Medical Justice provides doctors and dentists with contracts that essentially prohibit their patients from writing negative things about them online. To be more specific, they give the provider copyright ownership of whatever the patient writes about them. So if you have a bad experience with your dermatologist and write about it on RealSelf, they could ask you to edit it or take it down because, technically, they own the rights to it.
A little discomforting? Yes, according to some, because it infringes on our right to free speech. In fact a whole website started in April in an attempt to educate consumers about this practice.
So what happened to make Medical Justice, the defender of professional reputations, finally backtrack and admit their contracts were maybe not the best idea?
A short summary:
- Robert Lee had a bad toothache, and he went to see a dentist, Dr. Stacy Makhnevich.
- While in immense amount of pain, Lee signed a Medical Justice-type contract so he could get relief for his toothache.
- Mistakes with insurance reimbursement and access to medical files left Lee with a poor taste in his mouth about Dr. Makhnevich, and he expressed his frustration in various online review forums.
- Dr. Makhnevich asked Lee to take down comments, citing a “privacy agreement” he signed
- Lee didn’t.
- Dr. Makhnevich started billing Lee $100/day for copyright infringement for as long as his reviews stayed online.

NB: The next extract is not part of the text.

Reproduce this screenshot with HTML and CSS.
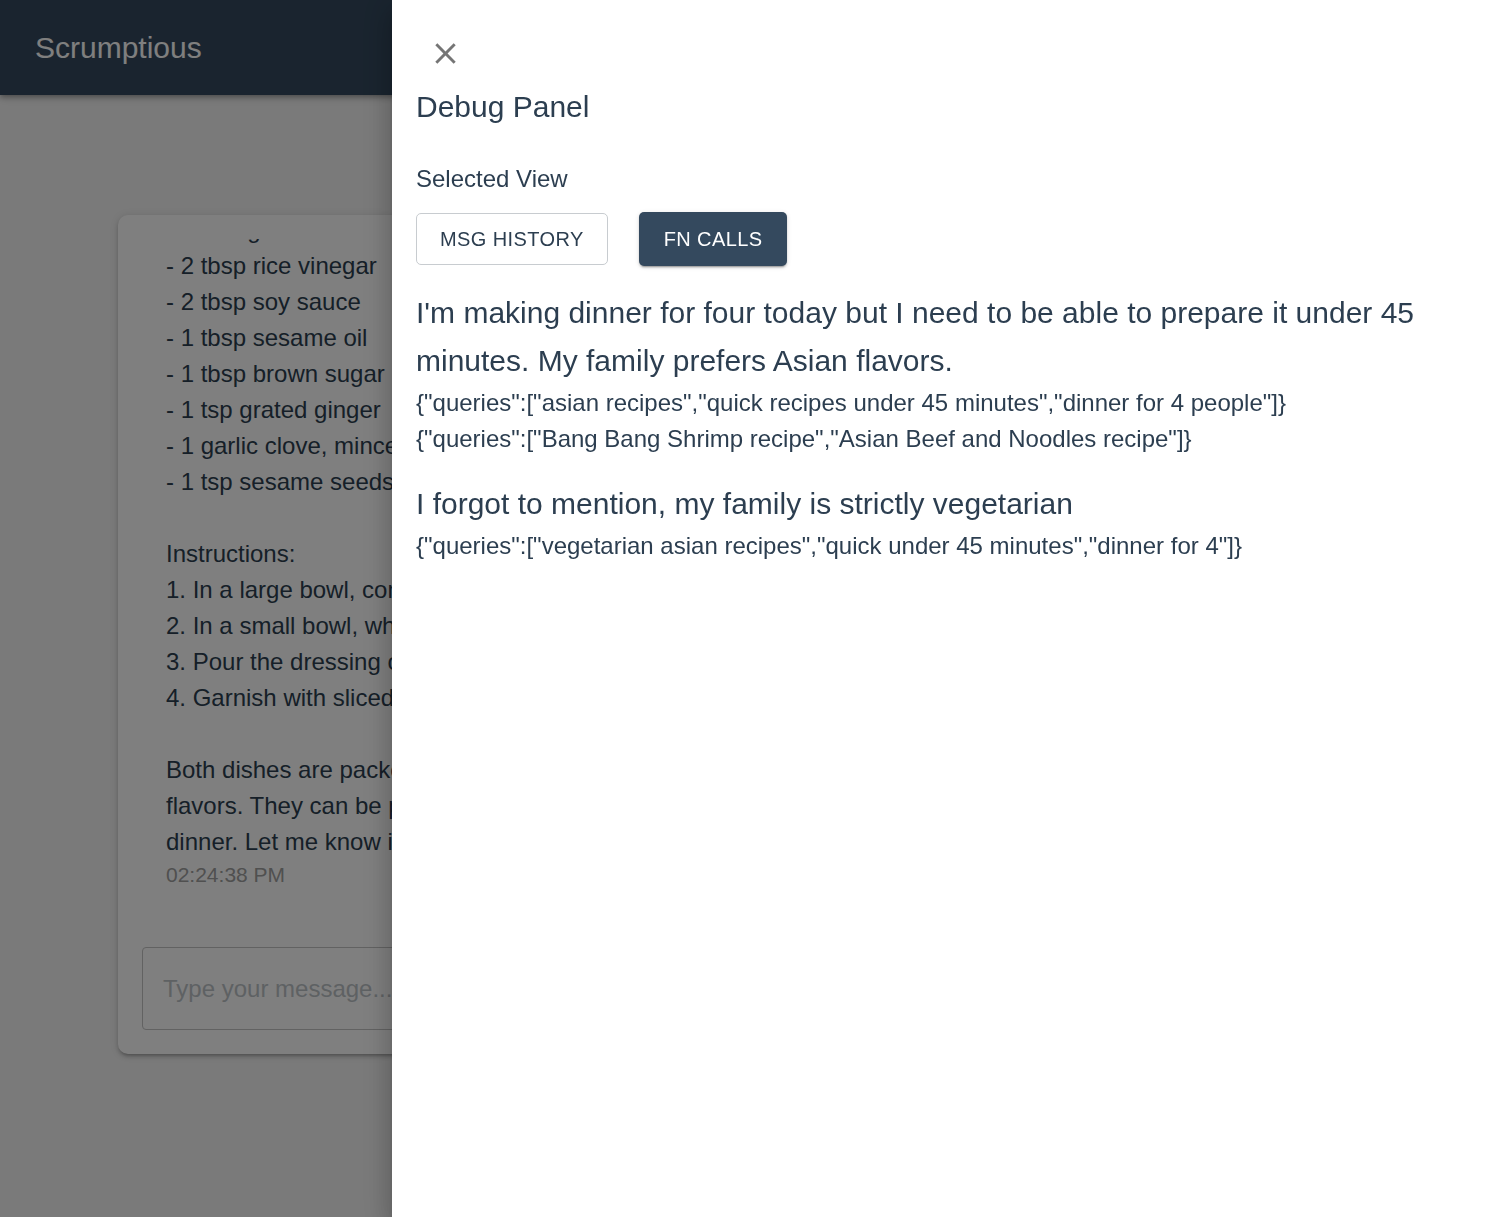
FILE: index.html
```html
<!DOCTYPE html>
<html lang="en">
<head>
<meta charset="utf-8">
<title>Scrumptious</title>
<link rel="stylesheet" href="styles.css">
</head>
<body>
<div class="app">
  <header class="appbar">
    <div class="brand">Scrumptious</div>
  </header>
  <main class="main">
    <section class="chat-card">
      <div class="messages">
        <div class="bubble">
          <div class="msg-text">
            <div class="line">Dressing:</div>
            <div class="line">- 2 tbsp rice vinegar</div>
            <div class="line">- 2 tbsp soy sauce</div>
            <div class="line">- 1 tbsp sesame oil</div>
            <div class="line">- 1 tbsp brown sugar</div>
            <div class="line">- 1 tsp grated ginger</div>
            <div class="line">- 1 garlic clove, minced</div>
            <div class="line">- 1 tsp sesame seeds</div>
            <div class="line">&nbsp;</div>
            <div class="line">Instructions:</div>
            <div class="line">1. In a large bowl, combine the noodles, cabbage, carrots, bell pepper and edamame.</div>
            <div class="line">2. In a small bowl, whisk together all the dressing ingredients.</div>
            <div class="line">3. Pour the dressing over the salad and toss well to coat.</div>
            <div class="line">4. Garnish with sliced green onions, cilantro and sesame seeds.</div>
            <div class="line">&nbsp;</div>
            <div class="line">Both dishes are packed with vegetables, protein and full of delicious Asian</div>
            <div class="line">flavors. They can be prepared in under 45 minutes, perfect for a family</div>
            <div class="line">dinner. Let me know if you need any more suggestions!</div>
          </div>
          <div class="timestamp">02:24:38 PM</div>
        </div>
      </div>
      <div class="composer">
        <span class="placeholder">Type your message...</span>
      </div>
    </section>
  </main>
</div>

<div class="backdrop"></div>

<aside class="drawer">
  <button class="close-btn" aria-label="close">
    <svg viewBox="0 0 24 24" width="35" height="35"><path d="M19 6.41 17.59 5 12 10.59 6.41 5 5 6.41 10.59 12 5 17.59 6.41 19 12 13.41 17.59 19 19 17.59 13.41 12z"/></svg>
  </button>
  <h2 class="drawer-title">Debug Panel</h2>
  <div class="view-label">Selected View</div>
  <div class="view-buttons">
    <button class="btn btn-outlined">MSG HISTORY</button>
    <button class="btn btn-contained">FN CALLS</button>
  </div>
  <div class="calls">
    <div class="call-group">
      <div class="call-prompt">I'm making dinner for four today but I need to be able to prepare it under 45 minutes. My family prefers Asian flavors.</div>
      <div class="call-json">{"queries":["asian recipes","quick recipes under 45 minutes","dinner for 4 people"]}</div>
      <div class="call-json">{"queries":["Bang Bang Shrimp recipe","Asian Beef and Noodles recipe"]}</div>
    </div>
    <div class="call-group">
      <div class="call-prompt">I forgot to mention, my family is strictly vegetarian</div>
      <div class="call-json">{"queries":["vegetarian asian recipes","quick under 45 minutes","dinner for 4"]}</div>
    </div>
  </div>
</aside>
</body>
</html>
```

FILE: styles.css
```css
* { box-sizing: border-box; }

html, body {
  margin: 0;
  padding: 0;
  height: 100%;
  overflow: hidden;
}

body {
  font-family: "Liberation Sans", Arial, sans-serif;
  background: #f4f4f4;
  color: #2c3e50;
}

.app {
  height: 100vh;
  display: flex;
  flex-direction: column;
}

.appbar {
  height: 95px;
  flex: 0 0 95px;
  background: #34495e;
  display: flex;
  align-items: center;
  padding-left: 35px;
  box-shadow: 0 2px 4px -1px rgba(0,0,0,0.2), 0 4px 5px 0 rgba(0,0,0,0.14), 0 1px 10px 0 rgba(0,0,0,0.12);
  position: relative;
  z-index: 1;
}

.brand {
  color: #ffffff;
  font-size: 30px;
  line-height: 36px;
}

.main {
  flex: 1;
  padding: 120px 118px 0 118px;
}

.chat-card {
  height: 839px;
  background: #ffffff;
  border-radius: 10px;
  padding: 24px;
  display: flex;
  flex-direction: column;
  box-shadow: 0 3px 3px -2px rgba(0,0,0,0.2), 0 3px 4px 0 rgba(0,0,0,0.14), 0 1px 8px 0 rgba(0,0,0,0.12);
}

.messages {
  flex: 1;
  overflow: hidden;
  margin-bottom: 24px;
}

.bubble {
  padding-left: 24px;
}

.msg-text {
  margin-top: -27px;
  font-size: 24px;
  line-height: 36px;
  color: #2c3e50;
}

.line {
  white-space: nowrap;
}

.timestamp {
  font-size: 21px;
  line-height: 30px;
  color: #a0a0a0;
}

.composer {
  flex: 0 0 83px;
  height: 83px;
  border: 1px solid #c4c4c4;
  border-radius: 4px;
  display: flex;
  align-items: center;
  padding-left: 20px;
}

.placeholder {
  font-size: 24px;
  color: #bdc3c7;
}

.backdrop {
  position: fixed;
  inset: 0;
  background: rgba(0,0,0,0.5);
  z-index: 10;
}

.drawer {
  position: fixed;
  top: 0;
  right: 0;
  bottom: 0;
  width: 1098px;
  background: #ffffff;
  z-index: 20;
  padding: 28px 24px 24px 24px;
  box-shadow: 0 8px 10px -5px rgba(0,0,0,0.2), 0 16px 24px 2px rgba(0,0,0,0.14), 0 6px 30px 5px rgba(0,0,0,0.12);
}

.close-btn {
  display: block;
  margin: 0 0 0 4px;
  padding: 8px;
  width: 51px;
  height: 51px;
  border: none;
  background: transparent;
  border-radius: 50%;
  cursor: pointer;
}

.close-btn svg {
  display: block;
  fill: #757575;
}

.drawer-title {
  margin: 10px 0 0 0;
  font-size: 30px;
  line-height: 36px;
  font-weight: 400;
  color: #2c3e50;
}

.view-label {
  margin-top: 36px;
  font-size: 24px;
  line-height: 36px;
  color: #2c3e50;
}

.view-buttons {
  margin-top: 15px;
  height: 54px;
  display: flex;
  align-items: center;
  gap: 31px;
}

.btn {
  font-family: "Liberation Sans", Arial, sans-serif;
  font-size: 20px;
  letter-spacing: 0.4px;
  text-transform: uppercase;
  border-radius: 5px;
  cursor: pointer;
  line-height: 24px;
}

.btn-outlined {
  height: 52px;
  padding: 0 23px;
  background: #ffffff;
  color: #2c3e50;
  border: 1px solid #c8ccd0;
}

.btn-contained {
  height: 54px;
  padding: 0 25px;
  background: #34495e;
  color: #ffffff;
  border: none;
  box-shadow: 0 3px 1px -2px rgba(0,0,0,0.2), 0 2px 2px 0 rgba(0,0,0,0.14), 0 1px 5px 0 rgba(0,0,0,0.12);
}

.call-group {
  margin-top: 23px;
}

.call-prompt {
  font-size: 30px;
  line-height: 48px;
  color: #2c3e50;
}

.call-json {
  font-size: 24px;
  line-height: 36px;
  color: #2c3e50;
}
```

- Lee contacted Public Citizen to fight back.
According to Public Citizen, “This suit, which seeks class-action status, contends that the agreement Lee was required to sign is unconscionable and should be declared null and void.”
While the suit is still pending, Medical Justice released this statement yesterday:
“We understand that one issue in the case involves our doctor/patient agreements on patient comments about quality of care. While we believe these agreements are honest, ethical, and legal, we are going to use this situation as an opportunity to retire these written agreements used since 2007.”

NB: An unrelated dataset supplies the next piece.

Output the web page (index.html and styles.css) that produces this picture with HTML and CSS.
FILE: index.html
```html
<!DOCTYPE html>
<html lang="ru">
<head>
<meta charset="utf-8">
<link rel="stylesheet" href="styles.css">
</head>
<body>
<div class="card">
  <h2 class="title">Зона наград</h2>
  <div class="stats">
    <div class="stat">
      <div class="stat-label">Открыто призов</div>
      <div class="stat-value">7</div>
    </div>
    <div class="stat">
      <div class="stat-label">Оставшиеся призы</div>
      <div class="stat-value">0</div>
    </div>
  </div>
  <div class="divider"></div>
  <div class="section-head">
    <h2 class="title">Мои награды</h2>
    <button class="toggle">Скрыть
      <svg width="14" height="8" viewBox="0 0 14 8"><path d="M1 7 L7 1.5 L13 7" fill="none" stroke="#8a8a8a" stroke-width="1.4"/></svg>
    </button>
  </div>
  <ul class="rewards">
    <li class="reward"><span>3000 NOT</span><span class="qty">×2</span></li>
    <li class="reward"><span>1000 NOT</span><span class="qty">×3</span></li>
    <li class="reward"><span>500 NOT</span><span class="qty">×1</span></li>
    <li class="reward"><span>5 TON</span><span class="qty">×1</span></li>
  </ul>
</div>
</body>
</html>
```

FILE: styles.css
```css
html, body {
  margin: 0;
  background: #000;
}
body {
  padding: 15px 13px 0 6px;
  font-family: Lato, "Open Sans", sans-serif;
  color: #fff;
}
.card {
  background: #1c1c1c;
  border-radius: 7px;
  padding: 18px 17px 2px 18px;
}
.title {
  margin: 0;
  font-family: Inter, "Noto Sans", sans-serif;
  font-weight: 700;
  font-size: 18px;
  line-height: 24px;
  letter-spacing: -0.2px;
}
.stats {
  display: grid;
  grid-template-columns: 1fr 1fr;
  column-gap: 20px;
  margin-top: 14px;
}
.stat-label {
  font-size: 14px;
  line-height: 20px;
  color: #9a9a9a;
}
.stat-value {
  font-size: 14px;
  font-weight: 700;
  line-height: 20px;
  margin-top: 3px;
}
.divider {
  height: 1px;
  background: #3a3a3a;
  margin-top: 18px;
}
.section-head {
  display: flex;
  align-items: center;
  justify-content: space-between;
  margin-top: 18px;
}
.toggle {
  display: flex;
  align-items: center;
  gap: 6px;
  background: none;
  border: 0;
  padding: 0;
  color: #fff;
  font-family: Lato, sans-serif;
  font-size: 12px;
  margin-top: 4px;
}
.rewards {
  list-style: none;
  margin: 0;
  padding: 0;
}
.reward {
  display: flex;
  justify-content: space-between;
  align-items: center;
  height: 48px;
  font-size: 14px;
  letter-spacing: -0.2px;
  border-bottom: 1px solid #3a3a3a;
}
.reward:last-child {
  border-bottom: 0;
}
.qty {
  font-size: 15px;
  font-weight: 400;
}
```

While the retraction of Medical Justice agreements is a good thing for patients’ rights, it will likely concern some of the 3000 doctors MJ claims as members.
The power of online reviews is mighty and growing. However, many doctors focus too heavily on the strength held in the negative reviews, while turning a blind eye to the benefits of positive ones.
Instead of focusing on the inability to control the negative, perhaps Medical Justice can help doctors shift their focus to how to get pleased patients to write as passionately as the dissatisfied ones. This small change will build a strong online reputation without infringing on anybody’s right to free speech.